▶ WHAT IS NEEDED: Please find all lines in the data that hold the string "with" and copy them.

▶ WORKING DATA:
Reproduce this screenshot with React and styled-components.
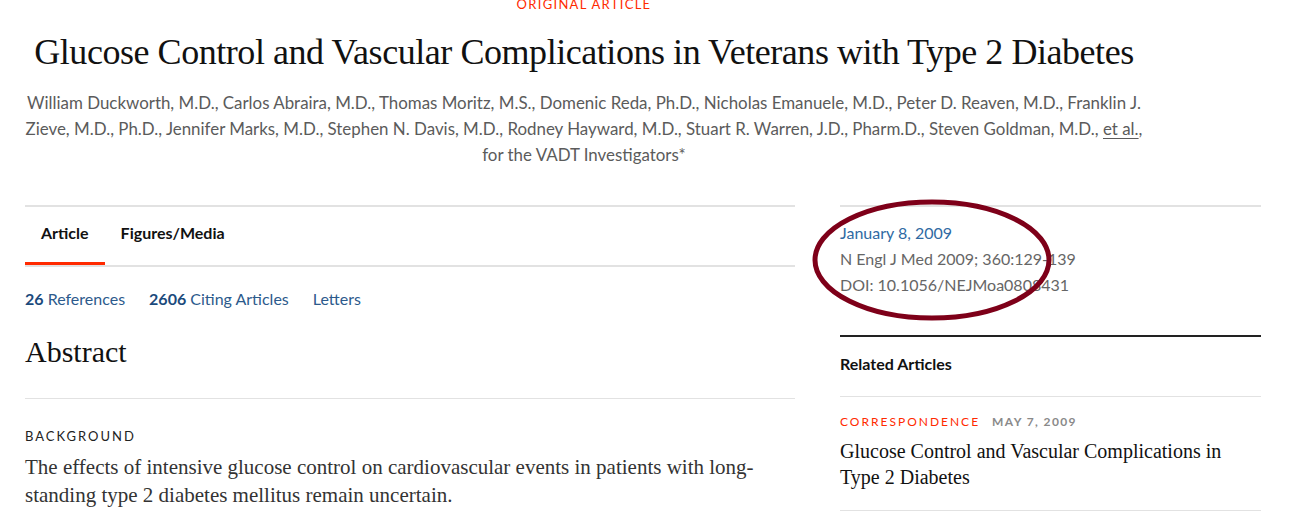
import React from 'react';
import styled, { createGlobalStyle } from 'styled-components';

const GlobalStyle = createGlobalStyle`
  html, body {
    margin: 0;
    padding: 0;
    background: #ffffff;
  }
  body {
    font-family: Lato, "Noto Sans", sans-serif;
    color: #222;
    overflow: hidden;
  }
`;

const sans = `Lato, "Noto Sans", sans-serif`;
const serif = `"Liberation Serif", "DejaVu Serif", serif`;

const Page = styled.div`
  width: 1295px;
  height: 528px;
  padding-left: 25px;
  box-sizing: border-box;
  overflow: hidden;
`;

const Header = styled.header`
  width: 1118px;
  text-align: center;
`;

const Kicker = styled.div`
  margin-top: -4px;
  font-family: ${sans};
  font-size: 13px;
  line-height: 16px;
  letter-spacing: 1.3px;
  color: #ff2a00;
  text-transform: uppercase;
`;

const Title = styled.h1`
  margin: 18px 0 0;
  font-family: ${serif};
  font-weight: 400;
  font-size: 36px;
  line-height: 44px;
  letter-spacing: -0.45px;
  color: #111;
`;

const Authors = styled.p`
  margin: 16px -12px 0;
  font-family: ${sans};
  font-size: 16.9px;
  line-height: 26px;
  color: #5b5b5b;

  u {
    text-underline-offset: 3px;
  }
`;

const Columns = styled.div`
  display: flex;
  gap: 45px;
  margin-top: 37px;
`;

const Main = styled.main`
  width: 770px;
  border-top: 2px solid #e2e2e2;
`;

const Tabs = styled.nav`
  display: flex;
  border-bottom: 2px solid #e2e2e2;
`;

const Tab = styled.div`
  padding: 15px 16px ${p => (p.$active ? '18px' : '21px')};
  font-family: ${sans};
  font-weight: 700;
  font-size: 16px;
  line-height: 22px;
  color: #111;
  border-bottom: ${p => (p.$active ? '3px solid #ff2a00' : '0')};
`;

const LinkRow = styled.div`
  display: flex;
  gap: 24px;
  margin-top: 21px;
  font-family: ${sans};
  font-size: 16px;
  line-height: 22px;
`;

const RowLink = styled.a`
  color: #2c5a8c;
  text-decoration: none;

  b {
    color: #1b4a7c;
    font-weight: 700;
  }
`;

const SectionTitle = styled.h2`
  margin: 24px 0 0;
  font-family: ${serif};
  font-weight: 400;
  font-size: 30px;
  line-height: 36px;
  color: #111;
`;

const Divider = styled.hr`
  margin: 28px 0 0;
  border: 0;
  border-top: 1px solid #e2e2e2;
`;

const Label = styled.h3`
  margin: 28px 0 0;
  font-family: ${sans};
  font-weight: 400;
  font-size: 13px;
  line-height: 18px;
  letter-spacing: 2px;
  color: #222;
  text-transform: uppercase;
`;

const Body = styled.p`
  margin: 8px 0 0;
  max-width: 745px;
  font-family: ${serif};
  font-size: 21px;
  line-height: 28px;
  color: #333;
`;

const Aside = styled.aside`
  position: relative;
  width: 421px;
  border-top: 2px solid #e2e2e2;
`;

const Meta = styled.div`
  padding-top: 13px;
  font-family: ${sans};
  font-size: 16px;
  line-height: 26px;
  color: #666;
`;

const MetaDate = styled.div`
  color: #2f6aa3;
`;

const Annotation = styled.svg`
  position: absolute;
  left: -29px;
  top: -8px;
  pointer-events: none;
`;

const RelatedHeader = styled.div`
  margin-top: 37px;
  padding: 16px 0 21px;
  border-top: 2px solid #222;
  border-bottom: 1px solid #e2e2e2;
  font-family: ${sans};
  font-weight: 700;
  font-size: 16px;
  line-height: 22px;
  color: #111;
`;

const RelatedItem = styled.div`
  padding: 17px 0 20px;
  border-bottom: 1px solid #e2e2e2;
`;

const ItemKicker = styled.div`
  display: flex;
  gap: 12px;
  font-family: ${sans};
  font-size: 12px;
  line-height: 16px;
  letter-spacing: 2px;
  text-transform: uppercase;
`;

const Kind = styled.span`
  color: #ff2a00;
`;

const ItemDate = styled.span`
  color: #8a8a8a;
  font-weight: 700;
  letter-spacing: 1.4px;
`;

const ItemTitle = styled.div`
  margin-top: 8px;
  max-width: 400px;
  font-family: ${serif};
  font-size: 20px;
  line-height: 26px;
  color: #111;
`;

export default function App() {
  return (
    <Page>
      <GlobalStyle />
      <Header>
        <Kicker>Original Article</Kicker>
        <Title>Glucose Control and Vascular Complications in Veterans with Type 2 Diabetes</Title>
        <Authors>
          William Duckworth, M.D., Carlos Abraira, M.D., Thomas Moritz, M.S., Domenic Reda, Ph.D., Nicholas
          Emanuele, M.D., Peter D. Reaven, M.D., Franklin J.
          <br />
          Zieve, M.D., Ph.D., Jennifer Marks, M.D., Stephen N. Davis, M.D., Rodney Hayward, M.D., Stuart R.
          Warren, J.D., Pharm.D., Steven Goldman, M.D., <u>et al.</u>,
          <br />
          for the VADT Investigators*
        </Authors>
      </Header>

      <Columns>
        <Main>
          <Tabs>
            <Tab $active>Article</Tab>
            <Tab>Figures/Media</Tab>
          </Tabs>
          <LinkRow>
            <RowLink href="#"><b>26</b> References</RowLink>
            <RowLink href="#"><b>2606</b> Citing Articles</RowLink>
            <RowLink href="#">Letters</RowLink>
          </LinkRow>
          <SectionTitle>Abstract</SectionTitle>
          <Divider />
          <Label>Background</Label>
          <Body>
            The effects of intensive glucose control on cardiovascular events in patients with long-standing
            type 2 diabetes mellitus remain uncertain.
          </Body>
        </Main>

        <Aside>
          <Meta>
            <MetaDate>January 8, 2009</MetaDate>
            <div>N Engl J Med 2009; 360:129-139</div>
            <div>DOI: 10.1056/NEJMoa0808431</div>
          </Meta>
          <Annotation width="244" height="124" viewBox="0 0 244 124">
            <ellipse cx="121" cy="61" rx="117" ry="58" fill="none" stroke="#7e0019" strokeWidth="5" />
          </Annotation>
          <RelatedHeader>Related Articles</RelatedHeader>
          <RelatedItem>
            <ItemKicker>
              <Kind>Correspondence</Kind>
              <ItemDate>May 7, 2009</ItemDate>
            </ItemKicker>
            <ItemTitle>Glucose Control and Vascular Complications in Type 2 Diabetes</ItemTitle>
          </RelatedItem>
        </Aside>
      </Columns>
    </Page>
  );
}
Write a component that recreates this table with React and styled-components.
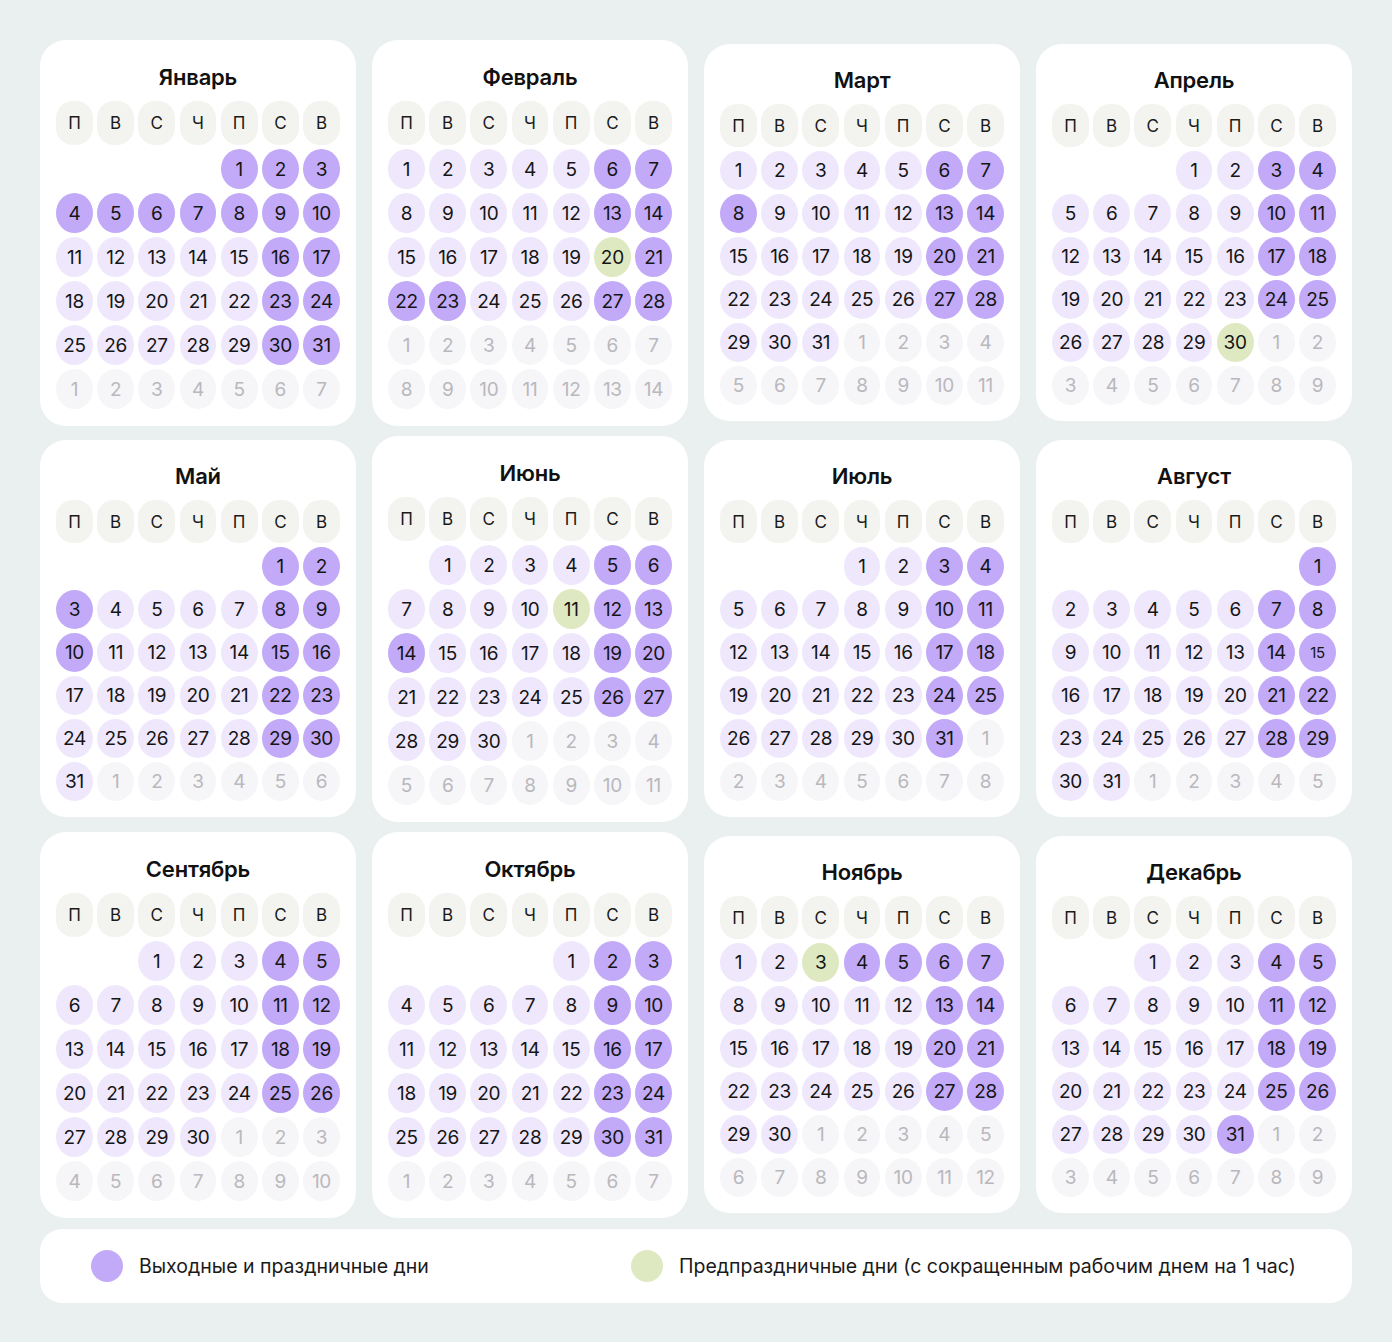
import React from "react";
import styled, { createGlobalStyle, css } from "styled-components";

const Global = createGlobalStyle`
  html, body { margin: 0; padding: 0; background: #e9f0ef; }
  body { font-family: Inter, "Noto Sans", sans-serif; color: #161616; }
`;

const Page = styled.div`
  width: 1392px;
  box-sizing: border-box;
  padding: 40px 40px 40px 40px;
  background: #e9f0ef;
`;

const Grid = styled.div`
  display: grid;
  grid-template-columns: repeat(4, 316px);
  column-gap: 16px;
  row-gap: 10px;
  align-items: start;
`;

const Card = styled.section`
  background: #ffffff;
  border-radius: 26px;
  box-sizing: border-box;
  padding: ${(p) => (p.$compact ? "22px 16px 16px" : "23px 16px 17px")};
  margin-top: ${(p) => (p.$compact ? "4px" : "0")};
  display: flex;
  flex-direction: column;
  gap: 10px;
`;

const Title = styled.h2`
  margin: 0;
  text-align: center;
  font-family: Inter, "Noto Sans", sans-serif;
  font-size: 22px;
  line-height: 28px;
  font-weight: 600;
  color: #111;
  letter-spacing: -0.2px;
`;

const Days = styled.div`
  display: grid;
  grid-template-columns: repeat(7, 1fr);
  column-gap: 4.2px;
  row-gap: 4px;
`;

const WeekDay = styled.div`
  height: ${(p) => (p.$compact ? "43px" : "44px")};
  border-radius: 17px;
  background: #f3f4ef;
  display: flex;
  align-items: center;
  justify-content: center;
  font-size: 17px;
  color: #1a1a1a;
`;

const Day = styled.div`
  height: ${(p) => (p.$compact ? "39px" : "40px")};
  border-radius: 50%;
  display: flex;
  align-items: center;
  justify-content: center;
  font-size: ${(p) => (p.$small ? "15px" : "19px")};
  color: #151515;
  letter-spacing: -0.3px;
  ${(p) =>
    p.$kind === "work" &&
    css`
      background: #efe8fd;
    `}
  ${(p) =>
    p.$kind === "off" &&
    css`
      background: #c2aaf8;
    `}
  ${(p) =>
    p.$kind === "pre" &&
    css`
      background: #dfe9c1;
    `}
  ${(p) =>
    p.$kind === "out" &&
    css`
      background: #f6f5f8;
      color: #b9b8bd;
    `}
  ${(p) =>
    p.$kind === "empty" &&
    css`
      background: transparent;
    `}
`;

const Legend = styled.div`
  margin-top: 11px;
  height: 74px;
  background: #fff;
  border-radius: 22px;
  display: flex;
  align-items: center;
  padding: 0 0 0 51px;
  box-sizing: border-box;
`;

const LegendItem = styled.div`
  display: flex;
  align-items: center;
  gap: 16px;
  width: ${(p) => p.$w || "auto"};
  font-size: 19.5px;
  color: #1a1a1a;
`;

const Dot = styled.span`
  width: 32px;
  height: 32px;
  border-radius: 50%;
  background: ${(p) => p.$color};
  flex: none;
`;

const WEEK = ["П", "В", "С", "Ч", "П", "С", "В"];

const MONTHS = [
  { name: "Январь", offset: 4, days: 31, off: [1,2,3,4,5,6,7,8,9,10,16,17,23,24,30,31], pre: [] },
  { name: "Февраль", offset: 0, days: 28, off: [6,7,13,14,21,22,23,27,28], pre: [20] },
  { name: "Март", offset: 0, days: 31, off: [6,7,8,13,14,20,21,27,28], pre: [], compact: true },
  { name: "Апрель", offset: 3, days: 30, off: [3,4,10,11,17,18,24,25], pre: [30], compact: true },
  { name: "Май", offset: 5, days: 31, off: [1,2,3,8,9,10,15,16,22,23,29,30], pre: [], compact: true },
  { name: "Июнь", offset: 1, days: 30, off: [5,6,12,13,14,19,20,26,27], pre: [11] },
  { name: "Июль", offset: 3, days: 31, off: [3,4,10,11,17,18,24,25,31], pre: [], compact: true },
  { name: "Август", offset: 6, days: 31, off: [1,7,8,14,15,21,22,28,29], pre: [], compact: true, small: [15] },
  { name: "Сентябрь", offset: 2, days: 30, off: [4,5,11,12,18,19,25,26], pre: [] },
  { name: "Октябрь", offset: 4, days: 31, off: [2,3,9,10,16,17,23,24,30,31], pre: [] },
  { name: "Ноябрь", offset: 0, days: 30, off: [4,5,6,7,13,14,20,21,27,28], pre: [3], compact: true },
  { name: "Декабрь", offset: 2, days: 31, off: [4,5,11,12,18,19,25,26,31], pre: [], compact: true },
];

function buildCells(m) {
  const cells = [];
  for (let i = 0; i < m.offset; i++) cells.push({ kind: "empty", label: "" });
  for (let d = 1; d <= m.days; d++) {
    let kind = "work";
    if (m.off.includes(d)) kind = "off";
    if (m.pre.includes(d)) kind = "pre";
    cells.push({ kind, label: d, small: (m.small || []).includes(d) });
  }
  let n = 1;
  while (cells.length < 42) cells.push({ kind: "out", label: n++ });
  return cells;
}

function Month({ m }) {
  const cells = buildCells(m);
  return (
    <Card $compact={m.compact}>
      <Title>{m.name}</Title>
      <Days>
        {WEEK.map((w, i) => (
          <WeekDay key={"w" + i} $compact={m.compact}>{w}</WeekDay>
        ))}
        {cells.map((c, i) => (
          <Day key={i} $kind={c.kind} $compact={m.compact} $small={c.small}>
            {c.label}
          </Day>
        ))}
      </Days>
    </Card>
  );
}

export default function App() {
  return (
    <>
      <Global />
      <Page>
        <Grid>
          {MONTHS.map((m) => (
            <Month key={m.name} m={m} />
          ))}
        </Grid>
        <Legend>
          <LegendItem $w="540px">
            <Dot $color="#c2aaf8" />
            Выходные и праздничные дни
          </LegendItem>
          <LegendItem>
            <Dot $color="#dfe9c1" />
            Предпраздничные дни (с сокращенным рабочим днем на 1 час)
          </LegendItem>
        </Legend>
      </Page>
    </>
  );
}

▶ RESULT:
Reproduce this screenshot with React and styled-components.
        <Title>Glucose Control and Vascular Complications in Veterans with Type 2 Diabetes</Title>
            The effects of intensive glucose control on cardiovascular events in patients with long-standing
Write a component that recreates this table with React and styled-components.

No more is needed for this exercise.